Zilla Parishad High School (ZPHS) Vattinagulapally is a semi-rural local government school on the outer fringes of the city of Hyderabad, Telangana. I have been visiting this school as a volunteer in the weekend outreach program of TIFR Hyderabad, since July this year.
Classes at Vattinagulapally are fairly small, partly because of drop-outs after elementary school and partly due to the flight of students from government to private schools nearby. In Class 8 there are 23 students on the rolls, 10 girls and 13 boys. The school follows the State approved curriculum in Telugu medium. The bioscience textbook for Class 8 opens with the ‘scientific method’ (a wonderful backdrop for foldscopes!), moving on to the introduction of cells, unicellular and multicellular organisms, shapes and sizes of cells, and so on.
Between end July and early September 2019 I taught four classes to students of Class 8, to introduce them to the microscopic living world. In the first visit I showed them some Foldscope videos taken earlier on my iPad – Spirogyra and Vorticella , which happen to be pictured in their textbooks, and then some videos of nematodes and rotifers .
Spirogyra in pond water.
The students got very excited and immediately brought out their textbooks, searching them for figures and information about micro life-forms.
Then we brought in the compound microscope from their school lab, and students got their very first experience of making and viewing slides of a leaf epidermis (perhaps it was Ixora) and observing them under a compound microscope.
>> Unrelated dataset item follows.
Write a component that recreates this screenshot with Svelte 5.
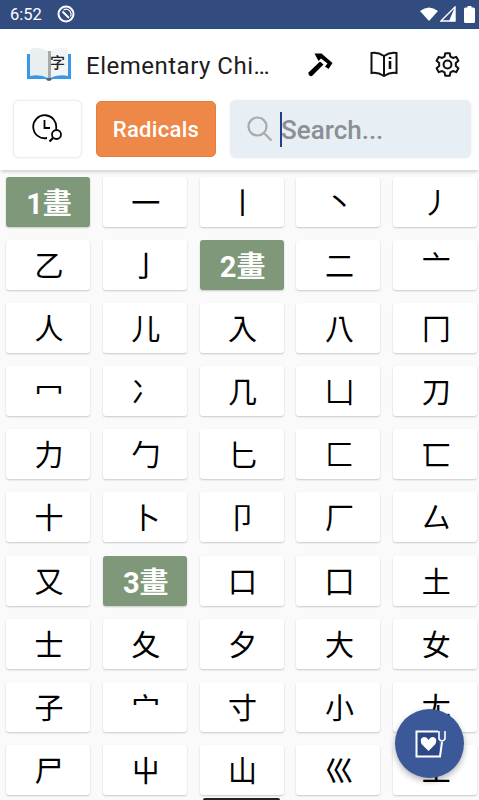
<script>
  // entries with h are the green stroke-count section headers
  const cells = [
    { h: '1畫' }, '一', '丨', '丶', '丿',
    '乙', '亅', { h: '2畫' }, '二', '亠',
    '人', '儿', '入', '八', '冂',
    '冖', '冫', '几', '凵', '刀',
    '力', '勹', '匕', '匚', '匸',
    '十', '卜', '卩', '厂', '厶',
    '又', { h: '3畫' }, '口', '囗', '土',
    '士', '夂', '夕', '大', '女',
    '子', '宀', '寸', '小', '尢',
    '尸', '屮', '山', '巛', '工'
  ];
</script>

<div class="screen">
  <div class="status">
    <span class="time">6:52</span>
    <svg class="dnd" width="18" height="18" viewBox="0 0 18 18">
      <circle cx="9" cy="9" r="7.500" fill="none" stroke="#fff" stroke-width="2" />
      <path d="M5.500 6.500 L12 13" stroke="#fff" stroke-width="2" fill="none" />
      <path d="M6.500 5 A5 5 0 0 1 13.500 11.500" stroke="#fff" stroke-width="1.200" fill="none" />
    </svg>
    <span class="spacer"></span>
    <svg width="18" height="16" viewBox="0 0 18 16"><path d="M0 5 Q9 -2 18 5 L9 15 Z" fill="#fff" /></svg>
    <svg width="16" height="16" viewBox="0 0 16 16">
      <path d="M1 15 L15 1 V15 Z" fill="none" stroke="#fff" stroke-width="1.400" />
      <path d="M9 15 L15 1 V15 Z" fill="#fff" />
    </svg>
    <svg class="batt" width="11" height="17" viewBox="0 0 11 17"><path d="M3.500 0 H7.500 V1.500 H9.500 Q11 1.500 11 3 V15.500 Q11 17 9.500 17 H1.500 Q0 17 0 15.500 V3 Q0 1.500 1.500 1.500 H3.500 Z" fill="#fff" /></svg>
  </div>

  <header class="appbar">
    <svg class="logo" width="46" height="40" viewBox="0 0 46 40">
      <path d="M1 9 H45 V34 H27 L23 36 L19 34 H1 Z" fill="#3b97e6" />
      <path d="M4 4 Q14 1 22 6 V33 Q14 29 4 31 Z" fill="#e9eef0" />
      <path d="M24 6 Q32 1 42 4 V31 Q32 29 24 33 Z" fill="#f1f3f4" />
      <path d="M21 33 H25 V35.500 H21 Z" fill="#5a6166" />
      <path d="M22 6 h3 V33 h-3 Z" fill="#a3abaf" />
    </svg>
    <span class="logo-char">字</span>
    <h1>Elementary Chinese Dictionary</h1>
    <svg class="act hammer" width="28" height="28" viewBox="0 0 28 28">
      <path d="M2.500 21.500 L14 10.500 L17.500 13.500 L6 25 Q4.500 25.500 3.200 24.300 Q2 23 2.500 21.500 Z" fill="#000" />
      <path d="M8.500 2.500 H15.500 L26.500 12 L22.500 18 L19 15.500 L21.500 12.500 L15 7.500 L12.500 10 Z" fill="#000" />
    </svg>
    <svg class="act book" width="28" height="27" viewBox="0 0 28 27" fill="none" stroke="#111" stroke-width="2">
      <path d="M14 5 Q8 1 1.500 2 V22 Q8 21 14 25 Q20 21 26.500 22 V2 Q20 1 14 5 Z" />
      <path d="M14 5 V25" />
      <path d="M20 6 V8 M20 10 V18" stroke-width="2.600" />
    </svg>
    <svg class="act gear" width="27" height="27" viewBox="0 0 24 24" fill="none" stroke="#111" stroke-width="1.800" stroke-linejoin="round">
      <circle cx="12" cy="12" r="3.500" />
      <path d="M10 2 H14 L14.600 5 L16.800 6.200 L19.700 5.200 L21.700 8.700 L19.400 10.700 V13.300 L21.700 15.300 L19.700 18.800 L16.800 17.800 L14.600 19 L14 22 H10 L9.400 19 L7.200 17.800 L4.300 18.800 L2.300 15.300 L4.600 13.300 V10.700 L2.300 8.700 L4.300 5.200 L7.200 6.200 L9.400 5 Z" />
    </svg>
  </header>

  <div class="toolbar">
    <button class="history" aria-label="History">
      <svg width="32" height="30" viewBox="0 0 32 30" fill="none" stroke="#000" stroke-width="1.800">
        <path d="M24 15 A11.500 11.500 0 1 0 15 24" />
        <path d="M12.500 6 V14 H18" />
        <circle cx="24.500" cy="20.500" r="4.500" />
        <path d="M21 24 L17.500 27.500" stroke-width="2.200" />
      </svg>
    </button>
    <button class="radicals">Radicals</button>
    <div class="search">
      <svg width="26" height="26" viewBox="0 0 26 26" fill="none" stroke="#aaa" stroke-width="2.200">
        <circle cx="10.500" cy="10.500" r="9" />
        <path d="M17 17 L24.500 24.500" />
      </svg>
      <span class="caret"></span>
      <span class="placeholder">Search...</span>
    </div>
  </div>

  <main class="grid">
    {#each cells as c}
      {#if c.h}
        <div class="cell head">{c.h}</div>
      {:else}
        <div class="cell">{c}</div>
      {/if}
    {/each}
  </main>

  <button class="fab" aria-label="Saved">
    <svg width="32" height="32" viewBox="0 0 32 32" fill="none">
      <path d="M2.500 3.500 H24 L26 28.500 H2.500 Z" fill="#2c4785" />
      <path d="M24 3.500 H2.500 V28.500 H26 L28 14" stroke="#fff" stroke-width="2" />
      <path d="M25 3 V11 Q28 15 31 11 V3" stroke="#fff" stroke-width="1.600" />
      <path d="M14.500 23 L7.500 16 Q5 10 10 9 Q13 9 14.500 12 Q16 9 19 9 Q24 10 21.500 16 Z" fill="#fff" />
    </svg>
  </button>
  <div class="handle"></div>
</div>

<style>
  :global(body) {
    margin: 0;
    background: #fafafa;
  }

  .screen {
    position: relative;
    width: 479px;
    height: 800px;
    overflow: hidden;
    background: #fafafa;
    font-family: Roboto, "Noto Sans CJK TC", sans-serif;
  }

  .status {
    height: 28px;
    display: flex;
    align-items: center;
    gap: 2px;
    padding: 0 4px 0 10px;
    background: #324c80;
    border-bottom: 1px solid #1f4b8f;
    color: #fff;
  }

  .time {
    font-size: 16.500px;
  }

  .dnd {
    margin-left: 13px;
  }

  .spacer {
    flex: 1;
  }

  .batt {
    margin-left: 6px;
  }

  .appbar {
    position: relative;
    height: 71px;
    display: flex;
    align-items: center;
    background: #fff;
    padding-left: 26px;
  }

  .logo {
    flex: none;
  }

  .logo-char {
    position: absolute;
    left: 50px;
    top: 23px;
    font-size: 15px;
    font-weight: 500;
    line-height: 22px;
    color: #222;
  }

  h1 {
    flex: none;
    width: 188px;
    margin: 3px 0 0 14px;
    font-size: 24px;
    font-weight: 400;
    letter-spacing: 0.5px;
    color: #1c1c1c;
    white-space: nowrap;
    overflow: hidden;
    text-overflow: ellipsis;
  }

  .act {
    flex: none;
  }

  .hammer {
    margin-left: 32px;
  }

  .book {
    margin-left: 36px;
  }

  .gear {
    margin-left: 36px;
  }

  .toolbar {
    position: relative;
    z-index: 1;
    height: 70px;
    box-sizing: border-box;
    display: flex;
    gap: 14px;
    padding: 0 8px 13px 13px;
    background: #fff;
    box-shadow: 0 3px 3px -1px rgba(0, 0, 0, 0.16);
  }

  button {
    border: none;
    padding: 0;
    font-family: inherit;
  }

  .history {
    width: 69px;
    height: 58px;
    display: flex;
    align-items: center;
    justify-content: center;
    background: #fff;
    border: 1px solid #eee;
    border-radius: 6px;
    box-shadow: 0 0 2px rgba(0, 0, 0, 0.1);
  }

  .radicals {
    width: 120px;
    height: 56px;
    margin-top: 1px;
    background: #ee8848;
    border: 1px solid #ea7c36;
    border-radius: 5px;
    color: #fff;
    font-size: 22px;
    font-weight: 500;
    letter-spacing: 0.3px;
  }

  .search {
    flex: 1;
    height: 58px;
    display: flex;
    align-items: center;
    padding-left: 17px;
    background: #e7eef4;
    border-radius: 6px;
    box-shadow: 0 0 2px rgba(0, 0, 0, 0.1);
  }

  .caret {
    width: 2px;
    height: 35px;
    margin-left: 7px;
    background: #1d3f91;
  }

  .placeholder {
    margin: 2px 0 0 -1px;
    font-size: 26px;
    font-weight: 500;
    color: #8b8f92;
  }

  .grid {
    display: grid;
    grid-template-columns: repeat(5, 84px);
    grid-auto-rows: 50px;
    column-gap: 12.800px;
    row-gap: 13.100px;
    padding: 7px 0 0 6px;
  }

  .cell {
    box-sizing: border-box;
    display: flex;
    align-items: center;
    justify-content: center;
    padding: 0 0 2px 2px;
    background: #fff;
    border-radius: 3px;
    box-shadow: 0 1px 2px rgba(0, 0, 0, 0.2);
    font-size: 29px;
    color: #000;
  }

  .head {
    background: #7e9879;
    color: #fff;
    font-weight: 700;
  }

  .fab {
    position: absolute;
    left: 395px;
    top: 709px;
    width: 69px;
    height: 69px;
    display: flex;
    align-items: center;
    justify-content: center;
    border-radius: 50%;
    background: #3b5998;
    box-shadow: 0 3px 6px rgba(0, 0, 0, 0.3);
  }

  .handle {
    position: absolute;
    left: 203px;
    bottom: 0;
    width: 77px;
    height: 2px;
    background: #222;
    border-radius: 2px 2px 0 0;
  }
</style>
Later I showed them the same slides under my Foldscope. They were enthusiastic and captured these images on my iPad.
In the next visit I went with three new Foldscope kits. I gave one kit to a group of five boys, one to five girls and the third to their biology teacher Ms. Shanthakumari. They followed the instructions and folded them in half an hour.
The students and their teacher were very excited while focusing the slides made by them in their own folded Foldscopes!
Driven by that excitement, they made different slides of monocot leaf epidermis, meristematic tissue, pollen grains, etc.. They also took a video of their observation of an ant’s leg.
Lower epidermis of a monocot leaf
Meristematic tissue of roots of an onion plant.
Pollen grains
Ant leg under the Foldscope
In the third visit I took with me some water from our Dal Lake water sample (see the posts
1
&
2
) and taught the students how to prepare a wet mount. The teacher was now fully enthused and the following Saturday (a school holiday) she collected some rain water from around her house and landed up at my home, where we spent a pleasant afternoon observing a rotifer colony.
Here is a colony of rotifers in rain water – wet mount prepared by Ms. Shanthakumari.
Back in school, from this same sample, a video of a rotifer’s locomotion was prepared and observed by ZPHS students.
This event further inspired the students, who collected stagnant rain water near the school, prepared a perfect slide and showed it off in my next visit to the school. Wow! It is Daphnia!
In the days that followed Ms. Shanthakumari and her students shared their experiences with the students and teachers of other classes too. Such active learning, in so many classes of Vattinagulapally – all with just three foldscopes!
Foldscopes are excellent learning and teaching tools for high school students, who are delighted to see the microscopic structures of plants and animals that they have only known as textbook figures, or occasionally as permanent slides. But now, after two years of activity the outreach group is running out of foldscopes! Is someone listening out there?